Application Programming Interfaces (APIs) are now central to digital transformation across industries. In insurance, they enable secure, real-time communication between internal systems, external platforms, and ecosystem partners. This growing reliance on API-led connectivity reflects a broader shift toward open, agile infrastructures where speed to market, adaptability, and customer-centric design are critical for staying competitive and compliant in a regulated environment.
This blog explores how APIs are transforming the insurance value chain, from core system integration and customer engagement to compliance, product innovation, and beyond.
Traditional insurance systems often follow rigid, monolithic architectures. Adding features, integrating partners, or adjusting workflows requires lengthy development cycles.
API-led design breaks down this complexity by exposing selected functionalities through standard interfaces. Each system keeps its core capabilities while allowing other applications to connect and share data in real time.
For example, APIs allow claims systems to communicate with repair networks and assessors, while policy platforms sync data across underwriting, billing, and customer portals. This approach transforms insurance platforms into integrated hubs where systems and partners collaborate more efficiently.
Real-time data movement is central to modern insurance operations. A single action, like filing a claim, should update the CRM, trigger fraud detection, adjust policy details, and notify the customer. In legacy systems, these steps often rely on manual processes or delayed batch updates.

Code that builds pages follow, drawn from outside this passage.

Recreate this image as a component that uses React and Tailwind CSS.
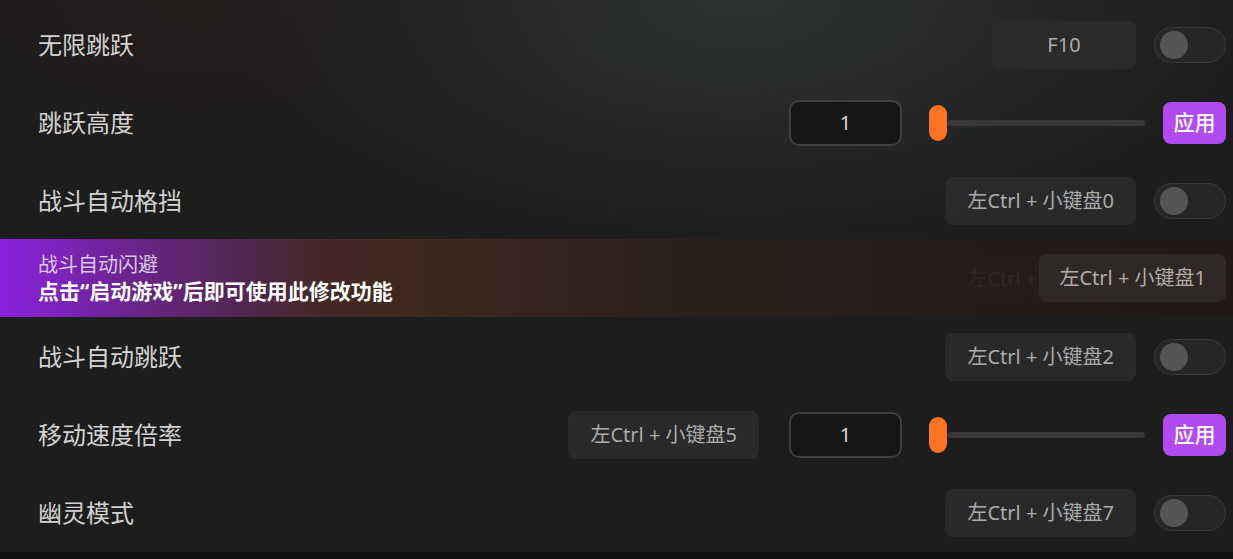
import React from 'react';

const font = { fontFamily: '"Noto Sans", "Noto Sans CJK SC", sans-serif' };

const KeyChip = ({ children }) => (
  <div className="h-[48px] min-w-[144px] px-[22px] rounded-lg bg-[#2b2b2b]/90 flex items-center justify-center text-[20px] text-[#ababab]">
    {children}
  </div>
);

const Toggle = () => (
  <div className="w-[72px] h-[36px] rounded-full border border-[#3a3a3a] bg-[#262626] flex items-center px-[5px]">
    <div className="w-[28px] h-[28px] rounded-full bg-[#555555]" />
  </div>
);

const NumberBox = () => (
  <div className="w-[113px] h-[46px] rounded-[10px] border-2 border-[#3f3f3f] bg-[#161616] flex items-center justify-center text-[20px] text-[#d8d8d8]">
    1
  </div>
);

const Slider = () => (
  <div className="w-[216px] h-[36px] flex items-center">
    <div className="w-[18px] h-[36px] rounded-full bg-[#ff7322] shrink-0" />
    <div className="flex-1 h-[6px] rounded-full bg-[#383838]" />
  </div>
);

const ApplyBtn = () => (
  <button className="w-[63px] h-[42px] rounded-lg bg-[#b24af2] text-white text-[21px] font-medium">
    应用
  </button>
);

const Row = ({ label, children }) => (
  <div className="h-[78px] flex items-center justify-between pl-[38px] pr-[7px]">
    <span className="text-[24px] text-[#d2d2d2]">{label}</span>
    <div className="flex items-center">{children}</div>
  </div>
);

export default function App() {
  return (
    <div
      className="w-[1233px] h-[559px] overflow-hidden bg-[#1d1d1d] relative flex flex-col"
      style={font}
    >
      <div className="absolute inset-x-0 top-0 h-[240px] bg-[radial-gradient(ellipse_520px_240px_at_740px_0px,rgba(60,68,70,0.55),transparent)]" />
      <div className="absolute left-0 top-0 w-[700px] h-[240px] bg-[radial-gradient(ellipse_420px_220px_at_200px_0px,rgba(40,28,22,0.35),transparent)]" />

      <div className="relative pt-[6px] flex-1">
        <Row label="无限跳跃">
          <KeyChip>F10</KeyChip>
          <div className="w-[18px]" />
          <Toggle />
        </Row>
        <Row label="跳跃高度">
          <NumberBox />
          <div className="w-[27px]" />
          <Slider />
          <div className="w-[18px]" />
          <ApplyBtn />
        </Row>
        <Row label="战斗自动格挡">
          <KeyChip>左Ctrl + 小键盘0</KeyChip>
          <div className="w-[18px]" />
          <Toggle />
        </Row>
        <div className="relative">
          <Row label="">
            <KeyChip>左Ctrl + 小键盘1</KeyChip>
            <div className="w-[18px]" />
            <Toggle />
          </Row>
          <div className="absolute inset-x-0 top-[-1px] bottom-[1px] flex items-center justify-between pl-[38px] pr-[7px] bg-[linear-gradient(to_right,rgba(142,34,230,0.97)_0%,rgba(100,38,120,0.95)_14%,rgba(70,40,40,0.94)_26%,rgba(66,42,30,0.93)_32%,rgba(42,30,26,0.92)_60%,rgba(32,24,22,0.92)_100%)]">
            <div className="flex flex-col leading-[27px]">
              <span className="text-[20px] text-[#dcc6ea]">战斗自动闪避</span>
              <span className="text-[21px] font-bold text-white">
                点击<span style={{ fontFamily: '"Noto Sans", sans-serif' }}>“</span>启动游戏<span style={{ fontFamily: '"Noto Sans", sans-serif' }}>”</span>后即可使用此修改功能
              </span>
            </div>
            <div className="h-[48px] px-[20px] rounded-lg bg-[#2e2826] flex items-center text-[20px] text-[#b0aba8]">
              左Ctrl + 小键盘1
            </div>
          </div>
        </div>
        <Row label="战斗自动跳跃">
          <KeyChip>左Ctrl + 小键盘2</KeyChip>
          <div className="w-[18px]" />
          <Toggle />
        </Row>
        <Row label="移动速度倍率">
          <KeyChip>左Ctrl + 小键盘5</KeyChip>
          <div className="w-[30px]" />
          <NumberBox />
          <div className="w-[27px]" />
          <Slider />
          <div className="w-[18px]" />
          <ApplyBtn />
        </Row>
        <Row label="幽灵模式">
          <KeyChip>左Ctrl + 小键盘7</KeyChip>
          <div className="w-[18px]" />
          <Toggle />
        </Row>
      </div>
      <div className="relative h-[8px] bg-[#111111]" />
    </div>
  );
}
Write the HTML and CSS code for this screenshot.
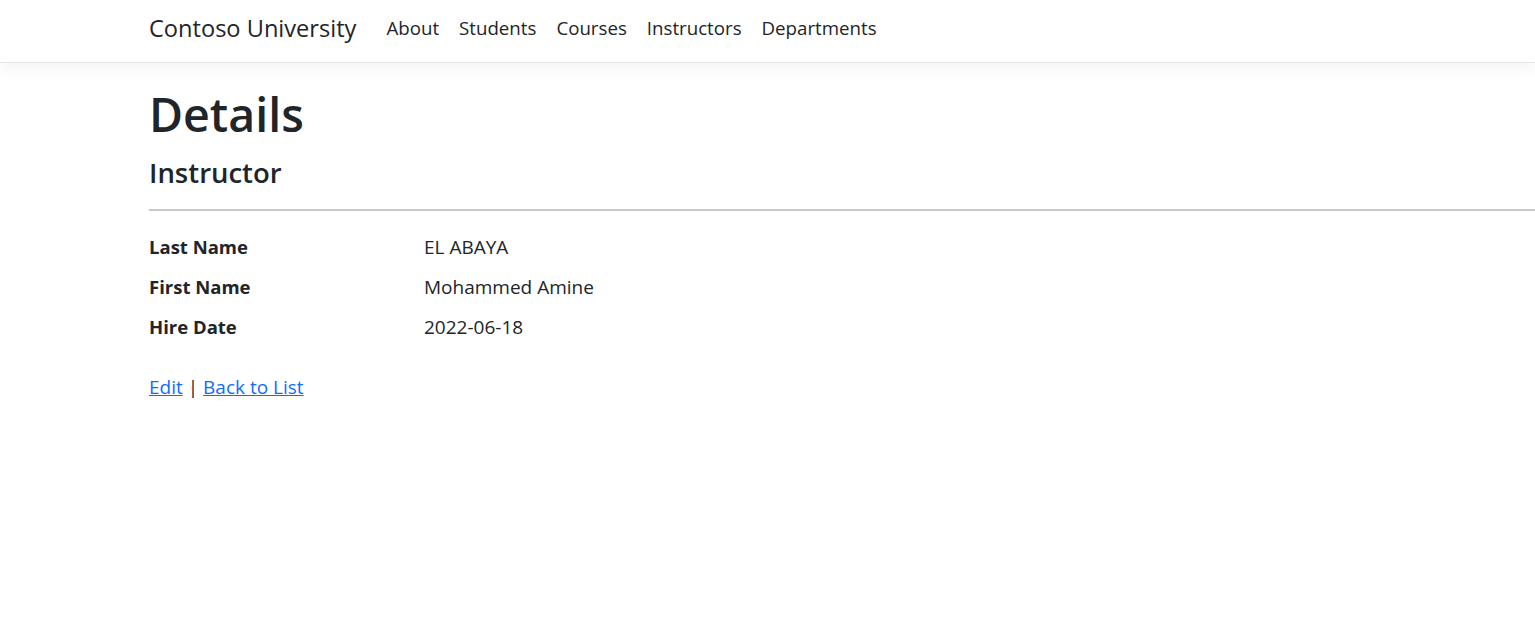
FILE: index.html
```html
<!DOCTYPE html>
<html lang="en">
<head>
<meta charset="utf-8">
<title>Details - Contoso University</title>
<link rel="stylesheet" href="styles.css">
</head>
<body>
<header>
  <nav class="navbar">
    <div class="nav-inner">
      <a class="brand" href="#">Contoso University</a>
      <ul class="nav-links">
        <li><a href="#">About</a></li>
        <li><a href="#">Students</a></li>
        <li><a href="#">Courses</a></li>
        <li><a href="#">Instructors</a></li>
        <li><a href="#">Departments</a></li>
      </ul>
    </div>
  </nav>
</header>
<main class="main">
  <h1 class="title">Details</h1>
  <div>
    <h4 class="subtitle">Instructor</h4>
    <hr class="divider">
    <dl class="details">
      <dt>Last Name</dt>
      <dd>EL ABAYA</dd>
      <dt>First Name</dt>
      <dd>Mohammed Amine</dd>
      <dt>Hire Date</dt>
      <dd>2022-06-18</dd>
    </dl>
  </div>
  <div class="actions">
    <a href="#">Edit</a> | <a href="#">Back to List</a>
  </div>
</main>
</body>
</html>
```
FILE: styles.css
```css
html, body {
  margin: 0;
  padding: 0;
}
body {
  font-family: "Open Sans", "Noto Sans", sans-serif;
  font-size: 19px;
  line-height: 30px;
  color: #212529;
  background: #fff;
  overflow: hidden;
}
.navbar {
  height: 62px;
  border-bottom: 1px solid #e5e5e5;
  box-shadow: 0 5px 15px rgba(0, 0, 0, 0.05);
  background: #fff;
}
.nav-inner {
  height: 100%;
  display: flex;
  align-items: center;
  padding-left: 149px;
}
.brand {
  font-size: 23.6px;
  line-height: 36px;
  color: #212529;
  text-decoration: none;
  margin-right: 20px;
  padding-bottom: 6px;
}
.nav-links {
  display: flex;
  list-style: none;
  margin: 0;
  padding: 0;
  padding-bottom: 6px;
  font-size: 18.7px;
}
.nav-links a {
  display: block;
  padding: 0 10px;
  color: #212529;
  text-decoration: none;
}
.main {
  padding-left: 149px;
  padding-top: 21px;
}
.title {
  margin: 0 0 11px;
  font-size: 46.5px;
  line-height: 60px;
  font-weight: 600;
}
.subtitle {
  margin: 0 0 10px;
  font-size: 27.5px;
  line-height: 36px;
  font-weight: 600;
}
.divider {
  margin: 18px 0 21px;
  border: 0;
  border-top: 2px solid #c8c9ca;
  height: 0;
}
.details {
  display: grid;
  grid-template-columns: 275px 1fr;
  margin: 0 0 20px;
}
.details dt {
  font-weight: 700;
  font-size: 18.5px;
}
.details dd {
  margin: 0 0 10px;
}
.actions a {
  color: #0d6efd;
  text-decoration: underline;
}
```
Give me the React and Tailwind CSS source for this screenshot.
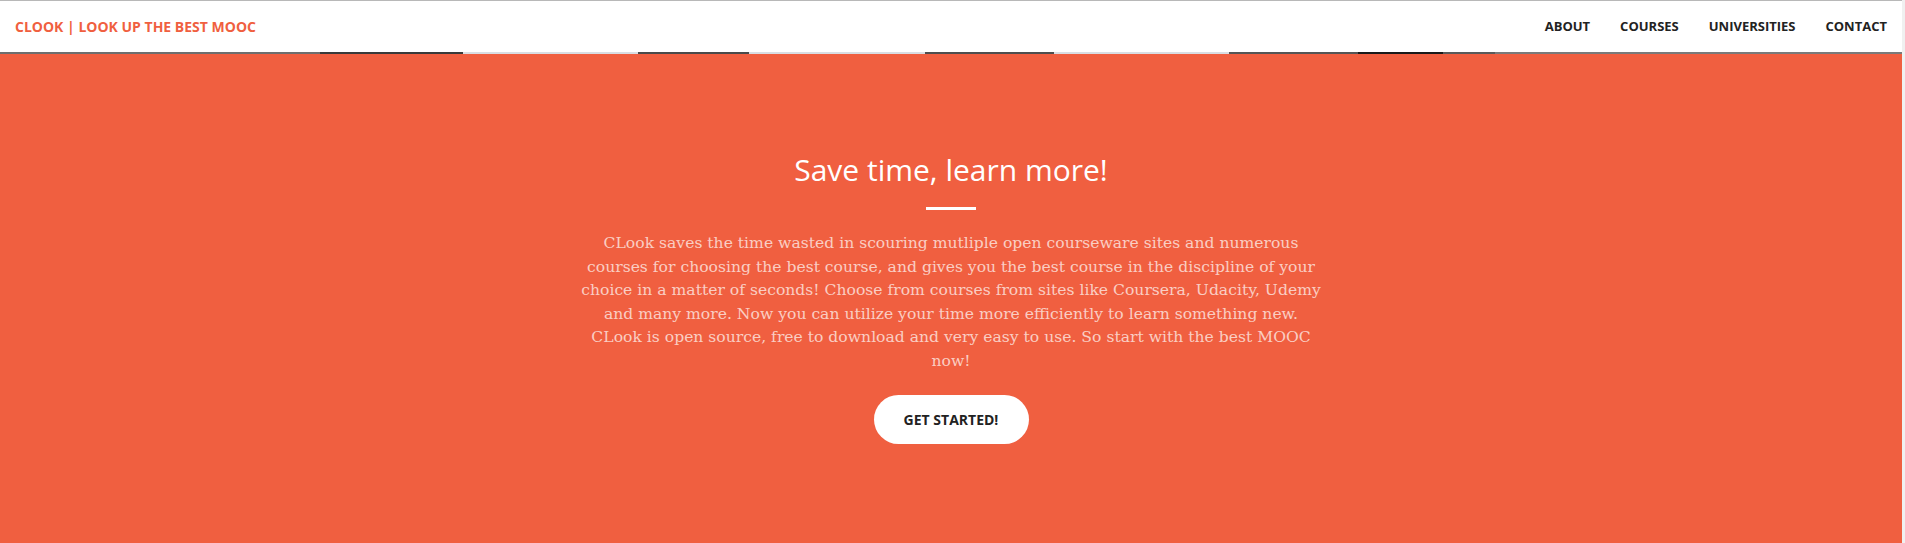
const links = ['About', 'Courses', 'Universities', 'Contact'];

// thin band of the header photo peeking out under the navbar
const strip = [
  ['w-[320px]', 'bg-[#6e6e6e]'],
  ['w-[143px]', 'bg-[#3a3a3a]'],
  ['w-[175px]', 'bg-[#d9dde2]'],
  ['w-[111px]', 'bg-[#4a4a4a]'],
  ['w-[176px]', 'bg-[#d9dde2]'],
  ['w-[129px]', 'bg-[#4e4e4e]'],
  ['w-[175px]', 'bg-[#d9dde2]'],
  ['w-[129px]', 'bg-[#555555]'],
  ['w-[85px]', 'bg-[#1a1a1a]'],
  ['w-[52px]', 'bg-[#5a5a5a]'],
  ['flex-1', 'bg-[#7a7a7a]'],
];

function Navbar() {
  return (
    <nav className="h-[52px] bg-white border-t border-[#b8b8b8] flex items-center justify-between font-['Open_Sans',sans-serif] font-bold uppercase">
      <a className="pl-[15px] text-[14px] text-[#f05f40]">CLook | Look up the best MOOC</a>
      <ul className="flex">
        {links.map((l) => (
          <li key={l} className="px-[15px] text-[13px] text-[#222222]">
            {l}
          </li>
        ))}
      </ul>
    </nav>
  );
}

export default function App() {
  return (
    <div className="flex min-h-[543px] bg-[#f0f0f0]">
      <div className="w-[1902px] flex flex-col">
        <Navbar />
        <div className="flex h-[2px]">
          {strip.map(([w, c], i) => (
            <div key={i} className={`${w} ${c}`} />
          ))}
        </div>

        <section className="flex-1 bg-[#f05f40] flex flex-col items-center pt-[101px]">
          <h2 className="font-['Open_Sans',sans-serif] text-[30px] leading-none text-white">
            Save time, learn more!
          </h2>
          <hr className="mt-[22px] w-[50px] border-0 border-t-[3px] border-white" />
          <p className="mt-[22px] w-[780px] text-center font-['DejaVu_Serif',serif] text-[15.6px] leading-[23.6px] text-white/70">
            CLook saves the time wasted in scouring mutliple open courseware sites and numerous
            <br />
            courses for choosing the best course, and gives you the best course in the discipline of your
            <br />
            choice in a matter of seconds! Choose from courses from sites like Coursera, Udacity, Udemy
            <br />
            and many more. Now you can utilize your time more efficiently to learn something new.
            <br />
            CLook is open source, free to download and very easy to use. So start with the best MOOC
            <br />
            now!
          </p>
          <button className="mt-[21px] w-[155px] h-[49px] rounded-full bg-white font-['Open_Sans',sans-serif] font-bold text-[14px] uppercase text-[#222222]">
            Get Started!
          </button>
        </section>
      </div>
    </div>
  );
}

With APIs, the same action automatically reaches every relevant system. This reduces errors, eliminates data duplication, and accelerates response times.
External connectivity is just as critical. APIs facilitate secure integration with reinsurance platforms, broker networks, credit bureaus, and regulatory bodies, allowing insurers to expand services, automate compliance, and engage new partners more easily.
By simplifying workflows and enhancing data quality, APIs help insurers cut costs and deliver faster, more consistent service.
Adopting an API-first approach provides tangible value across operations, customer experience, and innovation.
Insurers can introduce or update offerings through configuration rather than full-scale coding. This flexibility supports quicker responses to market shifts or regulatory changes.
With standardised APIs, partners like banks and aggregators can connect directly to pricing engines or policy systems, supporting new distribution models and accelerating time to market.
API-led platforms scale with demand. Insurers can add services, connect data sources, or adjust business rules without rebuilding core systems.
APIs enable instant quoting, onboarding, and claims handling. They also support personalised offerings by pulling customer data from multiple sources into a single view.
South African insurers face strict compliance mandates under frameworks like FSCA and POPIA. API-based systems streamline regulatory reporting by automating data management, enabling consent-based data sharing, and maintaining full audit trails. Each API call logs access activity in real time, ensuring transparency and meeting key regulatory expectations.
By reducing manual reporting efforts and improving data governance, APIs streamline compliance and lower risk.
APIs are enabling new insurance experiences and efficiencies across the value chain. Key examples include:
Coverage is offered during third-party purchases, such as flights or electronics, without leaving the merchant’s platform. APIs handle policy creation, payment, and activation behind the scenes.
Claims APIs validate coverage, detect fraud, verify providers, and trigger payments in real time. This shortens claims cycles from days to minutes.
APIs connect pricing engines to external data sources like credit reports or driving records. This enables accurate, instant quotes based on real-time risk analysis.
Brokers and agents gain secure access to policy data, quotes, and customer records through API-powered portals that align with their existing workflows.
Implementing insurance API integration requires strategic planning and staggered implementation strategies. Key challenges include:
Many core systems were not built with modern connectivity in mind. Instead of a full system replacement, insurers can introduce middleware to act as a translation layer between legacy platforms and APIs.
APIs require consistent data standards and strict access controls. Establishing a governance framework and using sandbox environments for testing can ensure integrations are secure, stable, and scalable.
Starting with low-risk, high-impact use cases, like claims notifications or customer onboarding, helps demonstrate value quickly. Success in these areas builds momentum for broader adoption.
By tackling integration gradually and aligning technical plans with business goals, insurers can modernise with a lower risk and a faster return on investment.
The insurance industry is shifting from isolated systems to connected ecosystems, a change that redefines how insurers operate and compete. Platforms built on API-first principles enable agility, innovation, and seamless partner integration. For insurers ready to embrace open connectivity, these capabilities aren’t futuristic; they're essential to staying relevant in a rapidly evolving market.
Systems that manage large volumes of data and frequent customer interactions, such as policy administration, claims management, and customer relationship platforms, see the most immediate benefits from API integration. However, other systems, including underwriting engines and regulatory reporting tools, can also gain significantly from improved connectivity. Prioritising customer-facing or compliance-critical systems is key when planning API adoption.
Small insurance companies could begin by establishing connections with KYC providers, credit bureaus, or customer communication platforms that do not alter their core systems. Middleware solutions fill in the gaps between old systems and new APIs, making it possible to make changes over time.